MZ: I always knew I wanted to work in hospitality, maybe as a hotel GM, but from my first job I have always worked in kitchens. As time passed and experiences grew, I simply couldn’t imagine working anywhere but in a kitchen.
I made the move to campus dining for two reasons: First, I wanted to be a part of Michigan’s culture of excellence, on the forefront of industry sustainability initiatives. Second, work/life balance is a priority here. As a chef, you’ll never see your family more than if you’re working for a university. My wife and I just welcomed our first child, and it’s really comforting to know that my daughter will see me every day, and I’ll be there for the important holidays.
FE&S: What’s the best career advice you have been given?
MZ: Take time to breathe. Make sure your decisions and reactions toward your team are measured and thoughtful. As pertaining specifically to the university, I often remind myself what our executive chef Frank Turchan, CEC, explained to me: “You’re driving a cruise ship, not a speed boat. Be patient and remember the university has been here for 200 years. You’re not going to finish all of your projects in a day.”

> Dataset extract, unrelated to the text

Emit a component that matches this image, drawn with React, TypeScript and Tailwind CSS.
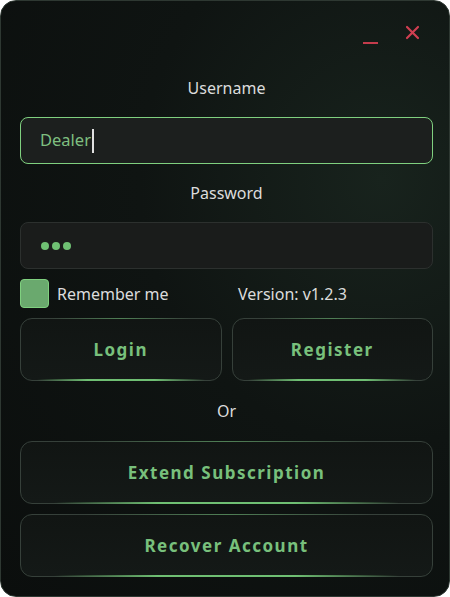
import React from "react";

const font = { fontFamily: '"Noto Sans", "Open Sans", sans-serif' };

function Btn({ label }: { label: string }) {
  return (
    <button className="relative flex h-[63px] w-full items-center justify-center rounded-[12px] border border-[#36403a] bg-[linear-gradient(180deg,#111513_0%,#141917_100%)] text-[17px] font-bold tracking-[1.5px] text-[#78c07c]">
      <span className="pointer-events-none absolute bottom-[-1px] left-[8%] right-[8%] h-[2px] bg-[linear-gradient(90deg,transparent,#6fbf73_30%,#6fbf73_70%,transparent)]" />
      <span className="pointer-events-none absolute top-[-1px] left-[15%] right-[15%] h-px bg-[linear-gradient(90deg,transparent,#4f7f55,transparent)]" />
      {label}
    </button>
  );
}

export default function App() {
  return (
    <div
      style={font}
      className="h-[597px] w-[450px] overflow-hidden rounded-[16px] border border-[#2e3832] bg-[radial-gradient(ellipse_at_85%_30%,#18231d_0%,#0f1412_45%,#0b0e0d_100%)] pl-[19px] pr-[16px] text-[#dcdcdc]"
    >
      <div className="flex h-[60px] items-end justify-end gap-[27px] pr-[13px] pb-[18px]">
        <div className="mb-[-1px] h-[2px] w-[15px] bg-[#c43c4c]" />
        <svg width="15" height="15" viewBox="0 0 15 15" className="mb-[3px]">
          <path d="M2 2 L13 13 M13 2 L2 13" stroke="#cf3f51" strokeWidth="2.2" strokeLinecap="round" />
        </svg>
      </div>
      <div className="flex h-[56px] items-start justify-center pt-[15px] text-[16px] leading-[24px]">Username</div>
      <div className="flex h-[47px] items-center rounded-[8px] border-[1.5px] border-[#7fd07f] bg-[#1c1f1e] pl-[19px] text-[16.5px] text-[#7fbf80]">
        Dealer<span className="ml-[1px] h-[24px] w-[2px] bg-[#e0e0e0]" />
      </div>
      <div className="flex h-[58px] items-center justify-center text-[16px] leading-[24px]">Password</div>
      <div className="flex h-[47px] items-center gap-[3px] rounded-[8px] border border-[#2c302e] bg-[#1a1c1b] pl-[20px]">
        <span className="h-[8px] w-[8px] rounded-full bg-[#6fc073]" />
        <span className="h-[8px] w-[8px] rounded-full bg-[#6fc073]" />
        <span className="h-[8px] w-[8px] rounded-full bg-[#6fc073]" />
      </div>
      <div className="mt-[10px] flex h-[29px] items-center">
        <div className="h-[29px] w-[29px] rounded-[4px] border border-[#7fd07f] bg-[#6aa96e]" />
        <span className="ml-[8px] w-[181px] text-[16px]">Remember me</span>
        <span className="text-[16px]">Version: v1.2.3</span>
      </div>
      <div className="mt-[10px] grid grid-cols-2 gap-[10px]">
        <Btn label="Login" />
        <Btn label="Register" />
      </div>
      <div className="flex h-[60px] items-center justify-center text-[16px]">Or</div>
      <div className="flex flex-col gap-[10px]">
        <Btn label="Extend Subscription" />
        <Btn label="Recover Account" />
      </div>
    </div>
  );
}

FE&S: What’s an important lesson you’ve learned about working in this segment?
MZ: Really the sky is the limit with your creativity. M Dining affords me the freedom to try anything if it will better serve our students. I realize now that I have a lot more opportunity to have fun with menus and events than I ever did in a contracted catering environment.
FE&S: What trends and future directions in campus dining are most exciting to you?
MZ: I love that the guests appreciate varieties of healthful and adventurous foods from around the world. At Michigan, we serve composed, plated entrees in all of our stations. Every day is exciting and new. The misconception that we have long tray lines of steamtable wells and big scoops is fading, and chefs from across the industry are catching on to the fact that you can do “your food” on campus and get more satisfaction from immediate feedback from our residents.
FE&S: Where do you see the biggest need for change or improvement?
MZ: I think we can expand the work we’re doing to tell our sustainability story. M|Dining is already humming with great systems set up for single-stream recycling, composting and working with local farmers and fisheries. We have a unique opportunity to immerse students in this culture for a few years. If we share and educate, these initiatives will become the norm for them. Then graduates will demand the same out of the rest of the world wherever they end up.
FE&S: Describe the biggest challenge you have overcome.
MZ: The biggest challenge is keeping a large staff motivated and engaged all year round. I think Michigan chefs keep it fresh with expansive menus, special events and even an ACF-sanctioned culinary training program that is run completely internally with all of the talent we have here.
FE&S: What are you most proud of?
MZ: Meeting with parents of incoming freshman with serious food allergies and seeing the relief on their faces when they understand how seriously we take the safety and wellness of their children. Michigan has made training and systems around food safety with allergens our first priority, and I take a ton of pride in knowing we make food and nutrition easy for these students. They have enough to worry about and by taking that fear and stress off of their plates, they are surely freed up to concentrate and excel in class and on campus.
FE&S: Complete the sentence as it relates to your campus dining program: “I really wish we could …”
MZ: … buy 100 percent locally! Though that can be tough in Michigan in the winter, everyone here is charging toward that goal regardless. It’s really a pleasure to work with our state’s awesome products, and you can truly taste the difference.
FE&S: What keeps you in this industry?
MZ: I love campus foodservice because there are so many resources here to support you, both physically as well as human capital. Additionally, there are not many jobs where the executive chef gets to meet with eight other executive chefs every week to bounce ideas off of and push each other to excel. That environment, coupled with the work-life balance that can be achieved … I can’t imagine a better place to be a chef. GO BLUE!